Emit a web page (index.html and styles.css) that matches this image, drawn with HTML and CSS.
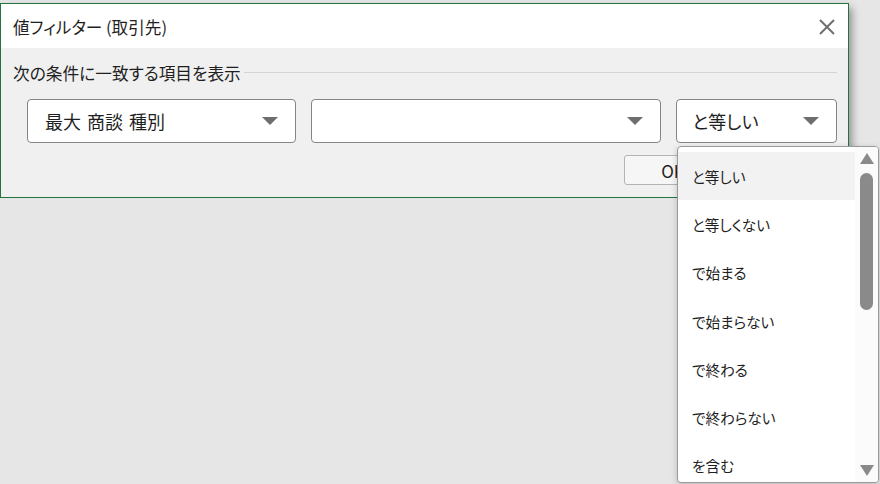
FILE: index.html
```html
<!DOCTYPE html>
<html lang="ja">
<head>
    <meta charset="UTF-8">
    <title>値フィルター</title>
    <link rel="stylesheet" href="styles.css">
</head>
<body>
    <div class="dialog">
        <div class="titlebar">
            <span class="title">値フィルター (取引先)</span>
            <svg class="close" width="16" height="16" viewBox="0 0 16 16">
                <path d="M1 1 L15 15 M15 1 L1 15" stroke="#707070" stroke-width="2" fill="none"/>
            </svg>
        </div>
        <div class="dialog-body">
            <div class="section">
                <span>次の条件に一致する項目を表示</span>
                <div class="rule"></div>
            </div>
            <div class="combos">
                <div class="combo combo-field"><span>最大 商談 種別</span><i class="caret"></i></div>
                <div class="combo combo-value"><span></span><i class="caret"></i></div>
                <div class="combo combo-op"><span>と等しい</span><i class="caret"></i></div>
            </div>
            <div class="buttons">
                <button class="btn">OK</button>
                <button class="btn">キャンセル</button>
            </div>
        </div>
    </div>

    <div class="menu">
        <ul class="menu-list">
            <li class="selected">と等しい</li>
            <li>と等しくない</li>
            <li>で始まる</li>
            <li>で始まらない</li>
            <li>で終わる</li>
            <li>で終わらない</li>
            <li>を含む</li>
        </ul>
        <div class="scrollbar">
            <i class="arrow-up"></i>
            <div class="thumb"></div>
            <i class="arrow-down"></i>
        </div>
    </div>
</body>
</html>
```

FILE: styles.css
```css
body {
    margin: 0;
    padding-top: 3px;
    background: #e6e6e6;
    font-family: "Noto Sans CJK JP", "Noto Sans", sans-serif;
    font-feature-settings: "palt";
    color: #1f1f1f;
}
.dialog {
    width: 849px;
    box-sizing: border-box;
    border: 1px solid #22743f;
    background: #f0f0f0;
    box-shadow: 3px 5px 8px rgba(0, 0, 0, 0.38);
}
.titlebar {
    height: 44px;
    background: #fff;
    display: flex;
    align-items: center;
    justify-content: space-between;
    padding: 0 13px 0 12px;
}
.title {
    font-size: 16.6px;
    line-height: 20px;
    margin-top: 2px;
}
.close {
    margin-top: 2px;
}
.dialog-body {
    padding: 0 11px 12px 12px;
}
.section {
    display: flex;
    align-items: center;
    height: 46px;
    font-size: 16.7px;
}
.section span {
    margin-top: 4px;
}
.rule {
    flex: 1;
    height: 1px;
    background: #d4d4d4;
    margin: 3px 0 0 3px;
}
.combos {
    display: flex;
    gap: 15px;
    padding-left: 14px;
    margin-top: 5px;
}
.combo {
    height: 44px;
    box-sizing: border-box;
    border: 1px solid #858585;
    border-radius: 4px;
    background: #fff;
    display: flex;
    align-items: center;
    justify-content: space-between;
    padding: 0 17px 0 17px;
    font-size: 18px;
}
.combo-field {
    width: 270px;
    word-spacing: 2px;
}
.combo-value {
    width: 351px;
}
.combo-op {
    width: 161px;
    padding-left: 15px;
}
.caret {
    width: 0;
    height: 0;
    border-left: 8px solid transparent;
    border-right: 8px solid transparent;
    border-top: 8px solid #6e6e6e;
}
.buttons {
    display: flex;
    justify-content: flex-end;
    gap: 8px;
    margin-top: 12px;
}
.btn {
    height: 30px;
    width: 98px;
    border: 1px solid #b4b4b4;
    border-radius: 3px;
    background: #f6f6f6;
    font-family: inherit;
    font-size: 17px;
    color: #1f1f1f;
}
.btn:last-child {
    width: 107px;
}

/* dropdown list of the operator combo */
.menu {
    position: absolute;
    left: 677px;
    top: 146px;
    width: 202px;
    height: 337px;
    box-sizing: border-box;
    border: 1px solid #9a9a9a;
    border-radius: 4px;
    background: #fff;
    box-shadow: 0 2px 6px rgba(0, 0, 0, 0.2);
    display: flex;
    overflow: hidden;
}
.menu-list {
    list-style: none;
    margin: 0;
    padding: 5px 0 0 0;
    flex: 1;
}
.menu-list li {
    height: 48.3px;
    display: flex;
    align-items: center;
    padding-left: 14px;
    font-size: 14.6px;
}
.menu-list li.selected {
    background: #f2f2f2;
}
.scrollbar {
    width: 23px;
    background: #fbfbfb;
    display: flex;
    flex-direction: column;
    align-items: center;
    padding-top: 6px;
}
.arrow-up {
    width: 0;
    height: 0;
    border-left: 7.5px solid transparent;
    border-right: 7.5px solid transparent;
    border-bottom: 11px solid #8a8a8a;
}
.thumb {
    width: 13px;
    height: 137px;
    margin-top: 9px;
    border-radius: 7px;
    background: #8a8a8a;
}
.arrow-down {
    width: 0;
    height: 0;
    margin-top: auto;
    margin-bottom: 6px;
    border-left: 7.5px solid transparent;
    border-right: 7.5px solid transparent;
    border-top: 11px solid #8a8a8a;
}
```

### [Exercise aim]
Leave the images out, please, and restate each line word for word.

### [Output]
Emit a web page (index.html and styles.css) that matches this image, drawn with HTML and CSS.
FILE: index.html
```html
<!DOCTYPE html>
<html lang="ja">
<head>
    <meta charset="UTF-8">
    <title>値フィルター</title>
    <link rel="stylesheet" href="styles.css">
</head>
<body>
    <div class="dialog">
        <div class="titlebar">
            <span class="title">値フィルター (取引先)</span>
            <svg class="close" width="16" height="16" viewBox="0 0 16 16">
                <path d="M1 1 L15 15 M15 1 L1 15" stroke="#707070" stroke-width="2" fill="none"/>
            </svg>
        </div>
        <div class="dialog-body">
            <div class="section">
                <span>次の条件に一致する項目を表示</span>
                <div class="rule"></div>
            </div>
            <div class="combos">
                <div class="combo combo-field"><span>最大 商談 種別</span><i class="caret"></i></div>
                <div class="combo combo-value"><span></span><i class="caret"></i></div>
                <div class="combo combo-op"><span>と等しい</span><i class="caret"></i></div>
            </div>
            <div class="buttons">
                <button class="btn">OK</button>
                <button class="btn">キャンセル</button>
            </div>
        </div>
    </div>

    <div class="menu">
        <ul class="menu-list">
            <li class="selected">と等しい</li>
            <li>と等しくない</li>
            <li>で始まる</li>
            <li>で始まらない</li>
            <li>で終わる</li>
            <li>で終わらない</li>
            <li>を含む</li>
        </ul>
        <div class="scrollbar">
            <i class="arrow-up"></i>
            <div class="thumb"></div>
            <i class="arrow-down"></i>
        </div>
    </div>
</body>
</html>
```

FILE: styles.css
```css
body {
    margin: 0;
    padding-top: 3px;
    background: #e6e6e6;
    font-family: "Noto Sans CJK JP", "Noto Sans", sans-serif;
    font-feature-settings: "palt";
    color: #1f1f1f;
}
.dialog {
    width: 849px;
    box-sizing: border-box;
    border: 1px solid #22743f;
    background: #f0f0f0;
    box-shadow: 3px 5px 8px rgba(0, 0, 0, 0.38);
}
.titlebar {
    height: 44px;
    background: #fff;
    display: flex;
    align-items: center;
    justify-content: space-between;
    padding: 0 13px 0 12px;
}
.title {
    font-size: 16.6px;
    line-height: 20px;
    margin-top: 2px;
}
.close {
    margin-top: 2px;
}
.dialog-body {
    padding: 0 11px 12px 12px;
}
.section {
    display: flex;
    align-items: center;
    height: 46px;
    font-size: 16.7px;
}
.section span {
    margin-top: 4px;
}
.rule {
    flex: 1;
    height: 1px;
    background: #d4d4d4;
    margin: 3px 0 0 3px;
}
.combos {
    display: flex;
    gap: 15px;
    padding-left: 14px;
    margin-top: 5px;
}
.combo {
    height: 44px;
    box-sizing: border-box;
    border: 1px solid #858585;
    border-radius: 4px;
    background: #fff;
    display: flex;
    align-items: center;
    justify-content: space-between;
    padding: 0 17px 0 17px;
    font-size: 18px;
}
.combo-field {
    width: 270px;
    word-spacing: 2px;
}
.combo-value {
    width: 351px;
}
.combo-op {
    width: 161px;
    padding-left: 15px;
}
.caret {
    width: 0;
    height: 0;
    border-left: 8px solid transparent;
    border-right: 8px solid transparent;
    border-top: 8px solid #6e6e6e;
}
.buttons {
    display: flex;
    justify-content: flex-end;
    gap: 8px;
    margin-top: 12px;
}
.btn {
    height: 30px;
    width: 98px;
    border: 1px solid #b4b4b4;
    border-radius: 3px;
    background: #f6f6f6;
    font-family: inherit;
    font-size: 17px;
    color: #1f1f1f;
}
.btn:last-child {
    width: 107px;
}

/* dropdown list of the operator combo */
.menu {
    position: absolute;
    left: 677px;
    top: 146px;
    width: 202px;
    height: 337px;
    box-sizing: border-box;
    border: 1px solid #9a9a9a;
    border-radius: 4px;
    background: #fff;
    box-shadow: 0 2px 6px rgba(0, 0, 0, 0.2);
    display: flex;
    overflow: hidden;
}
.menu-list {
    list-style: none;
    margin: 0;
    padding: 5px 0 0 0;
    flex: 1;
}
.menu-list li {
    height: 48.3px;
    display: flex;
    align-items: center;
    padding-left: 14px;
    font-size: 14.6px;
}
.menu-list li.selected {
    background: #f2f2f2;
}
.scrollbar {
    width: 23px;
    background: #fbfbfb;
    display: flex;
    flex-direction: column;
    align-items: center;
    padding-top: 6px;
}
.arrow-up {
    width: 0;
    height: 0;
    border-left: 7.5px solid transparent;
    border-right: 7.5px solid transparent;
    border-bottom: 11px solid #8a8a8a;
}
.thumb {
    width: 13px;
    height: 137px;
    margin-top: 9px;
    border-radius: 7px;
    background: #8a8a8a;
}
.arrow-down {
    width: 0;
    height: 0;
    margin-top: auto;
    margin-bottom: 6px;
    border-left: 7.5px solid transparent;
    border-right: 7.5px solid transparent;
    border-top: 11px solid #8a8a8a;
}
```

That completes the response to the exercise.